Manitoba

Winnipeg comes within a whisker of a balanced budget for 2023

The City of Winnipeg came within a whisker of balancing its budget at the end of 2023 after previously forecasting a more significant deficit.

Deficit shrinks to $297,000 on budget of $1.3 billion when final numbers tallied

A police car sits on a street outside a building.
Lower city spending on police pensions helped Winnipeg come close to balancing its budget last year. (Ian Froese/CBC)

The City of Winnipeg came within a whisker of balancing its budget at the end of 2023 after previously forecasting a more significant deficit.

The city posted a $297,000 deficit on its $1.3-billion operating budget for 2023, city controller John Speidel writes in the final financial status report for the previous year.

A deficit of that size works out to a budget variance of .02 percentage points, or one fiftieth of a cent on every dollar.

The city had expected a budget deficit of $7.1 million for 2023. It is common for the budget to move toward balance or a surplus for any given year once the final numbers are tallied.

The city achieved a nearly balanced budget mainly due to higher interest rates on investments, debt deferral to future years and lower police-pension contributions, Speidel says in the report. This almost offset high fire-paramedic overtime bills, a shortage of permit revenue in the property department and over-budget spending on snow-clearing and street cleaning in the public works department, he noted.

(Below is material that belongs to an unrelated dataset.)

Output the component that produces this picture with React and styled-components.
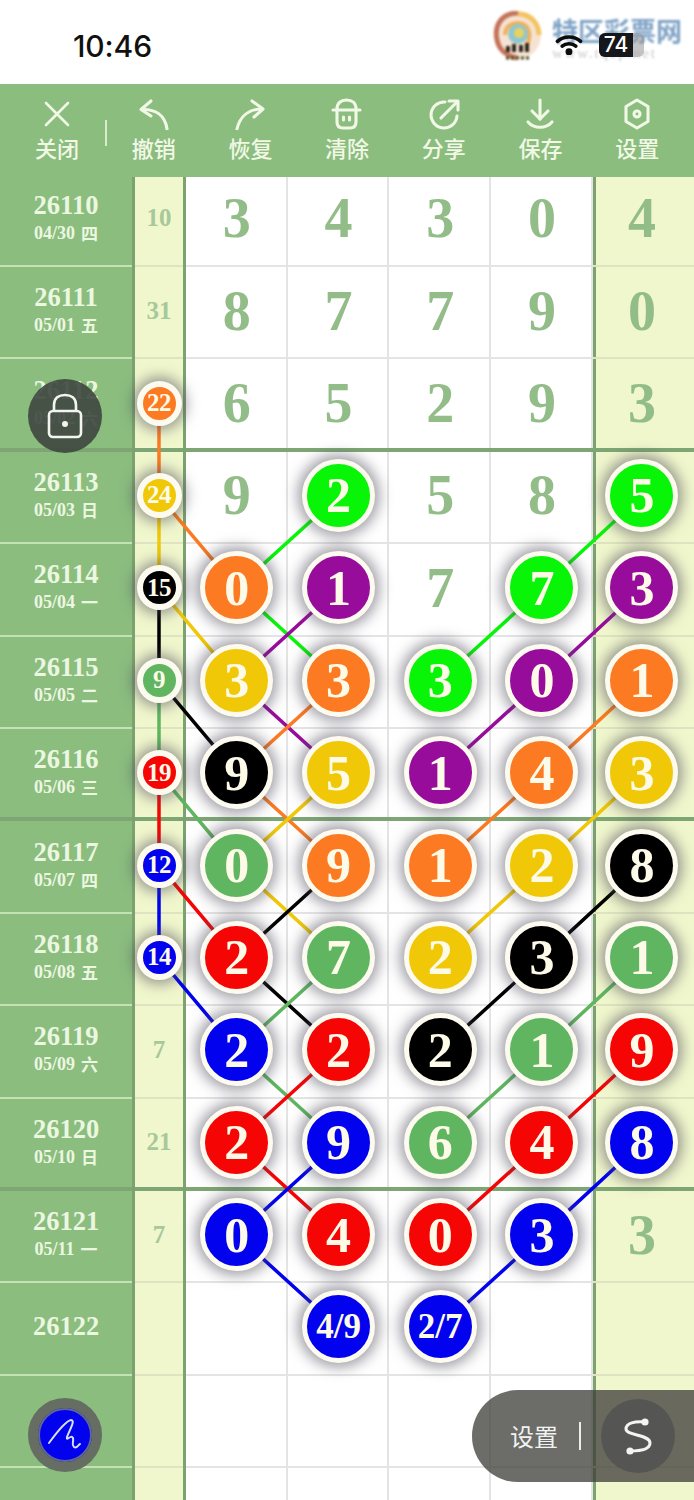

Speideil says the $297,000 deficit will be covered by a transfer from the city's financial stabilization reserve, unofficially known as the city's "rainy-day fund." The city sets aside this money off financial disasters such as the severe revenue shortfalls the city experienced during the first three years of the pandemic.

After the $297,000 transfer is made to take care of the 2023 deficit, only $15.7 million remains in the fiscal stabilization reserve. That's a far cry from its target of six per cent of city spending for a given year, which works out to $78 million.

City finance officials plan to brief council this week on a plan to replenish the reserve over several years.

Coun. Jeff Browaty (North Kildonan), city council's finance chair, says the city expects to devote proceeds from the settlement of a lawsuit over Winnipeg's police headquarters to bolster the fiscal stabilization reserve.

 

Those proceeds range from $21.5 million, if the money is paid by March 23, 2024, to $28 million if the money is paid after March 23, 2026.